• [Job] Exactly repeat the material, dropping only the pictures.

begin Dataset excerpt

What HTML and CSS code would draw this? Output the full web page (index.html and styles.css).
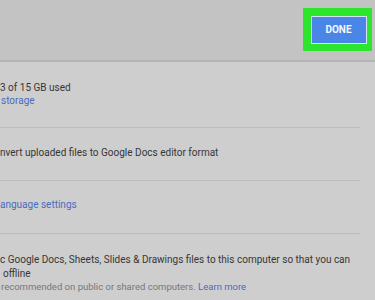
FILE: index.html
```html
<!DOCTYPE html>
<html lang="en">
<head>
    <meta charset="UTF-8">
    <meta name="viewport" content="width=device-width, initial-scale=1.0">
    <title>Settings</title>
    <link rel="stylesheet" href="styles.css">
</head>
<body>
    <div class="header">
        <div class="highlight">
            <button class="done-btn">DONE</button>
        </div>
    </div>
    <div class="settings">
        <div class="row row-storage">
            <div class="line">3 of 15 GB used</div>
            <a class="link line" href="#">storage</a>
        </div>
        <div class="row row-convert">
            <div class="line">nvert uploaded files to Google Docs editor format</div>
        </div>
        <div class="row row-language">
            <a class="link line" href="#">anguage settings</a>
        </div>
        <div class="row row-offline">
            <div class="line">c Google Docs, Sheets, Slides &amp; Drawings files to this computer so that you can</div>
            <div class="line indent">offline</div>
            <div class="line note">recommended on public or shared computers. <a class="link" href="#">Learn more</a></div>
        </div>
    </div>
</body>
</html>
```

FILE: styles.css
```css
body {
    margin: 0;
    font-family: Roboto, Arial, sans-serif;
    font-size: 10px;
    color: #363636;
    background-color: #cecece;
    overflow: hidden;
}
.header {
    height: 60px;
    background-color: #c3c3c3;
    border-bottom: 2px solid #b3b3b3;
    display: flex;
    justify-content: flex-end;
    align-items: flex-start;
}
.highlight {
    margin-top: 8px;
    margin-right: 3px;
    width: 69px;
    height: 43px;
    background-color: #2ee52e;
    display: flex;
    align-items: center;
    justify-content: center;
}
.done-btn {
    width: 56px;
    height: 28px;
    margin-left: 2px;
    background-color: #4a86e8;
    border: 1px solid #d6e4f6;
    color: #f4f7fc;
    font-family: Roboto, Arial, sans-serif;
    font-weight: bold;
    font-size: 10px;
    padding: 0;
}
.settings {
    width: 360px;
}
.row {
    border-bottom: 1px solid #bcbcbc;
    white-space: nowrap;
}
.line {
    display: block;
    line-height: 13.5px;
}
.link {
    color: #4a6cc0;
    text-decoration: none;
}
.note {
    color: #777;
    font-size: 9.5px;
    padding-left: 1px;
}
.indent {
    padding-left: 3px;
}
.row-storage {
    padding: 18.5px 0 19.5px;
}
.row-storage .link {
    padding-left: 1px;
}
.row-convert {
    padding: 17.5px 0 21px;
}
.row-language {
    padding: 17px 0 21.5px;
}
.row-offline {
    padding: 19px 0 10px;
    border-bottom: none;
}
```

end Dataset excerpt

• [Exercise output]
What HTML and CSS code would draw this? Output the full web page (index.html and styles.css).
FILE: index.html
```html
<!DOCTYPE html>
<html lang="en">
<head>
    <meta charset="UTF-8">
    <meta name="viewport" content="width=device-width, initial-scale=1.0">
    <title>Settings</title>
    <link rel="stylesheet" href="styles.css">
</head>
<body>
    <div class="header">
        <div class="highlight">
            <button class="done-btn">DONE</button>
        </div>
    </div>
    <div class="settings">
        <div class="row row-storage">
            <div class="line">3 of 15 GB used</div>
            <a class="link line" href="#">storage</a>
        </div>
        <div class="row row-convert">
            <div class="line">nvert uploaded files to Google Docs editor format</div>
        </div>
        <div class="row row-language">
            <a class="link line" href="#">anguage settings</a>
        </div>
        <div class="row row-offline">
            <div class="line">c Google Docs, Sheets, Slides &amp; Drawings files to this computer so that you can</div>
            <div class="line indent">offline</div>
            <div class="line note">recommended on public or shared computers. <a class="link" href="#">Learn more</a></div>
        </div>
    </div>
</body>
</html>
```

FILE: styles.css
```css
body {
    margin: 0;
    font-family: Roboto, Arial, sans-serif;
    font-size: 10px;
    color: #363636;
    background-color: #cecece;
    overflow: hidden;
}
.header {
    height: 60px;
    background-color: #c3c3c3;
    border-bottom: 2px solid #b3b3b3;
    display: flex;
    justify-content: flex-end;
    align-items: flex-start;
}
.highlight {
    margin-top: 8px;
    margin-right: 3px;
    width: 69px;
    height: 43px;
    background-color: #2ee52e;
    display: flex;
    align-items: center;
    justify-content: center;
}
.done-btn {
    width: 56px;
    height: 28px;
    margin-left: 2px;
    background-color: #4a86e8;
    border: 1px solid #d6e4f6;
    color: #f4f7fc;
    font-family: Roboto, Arial, sans-serif;
    font-weight: bold;
    font-size: 10px;
    padding: 0;
}
.settings {
    width: 360px;
}
.row {
    border-bottom: 1px solid #bcbcbc;
    white-space: nowrap;
}
.line {
    display: block;
    line-height: 13.5px;
}
.link {
    color: #4a6cc0;
    text-decoration: none;
}
.note {
    color: #777;
    font-size: 9.5px;
    padding-left: 1px;
}
.indent {
    padding-left: 3px;
}
.row-storage {
    padding: 18.5px 0 19.5px;
}
.row-storage .link {
    padding-left: 1px;
}
.row-convert {
    padding: 17.5px 0 21px;
}
.row-language {
    padding: 17px 0 21.5px;
}
.row-offline {
    padding: 19px 0 10px;
    border-bottom: none;
}
```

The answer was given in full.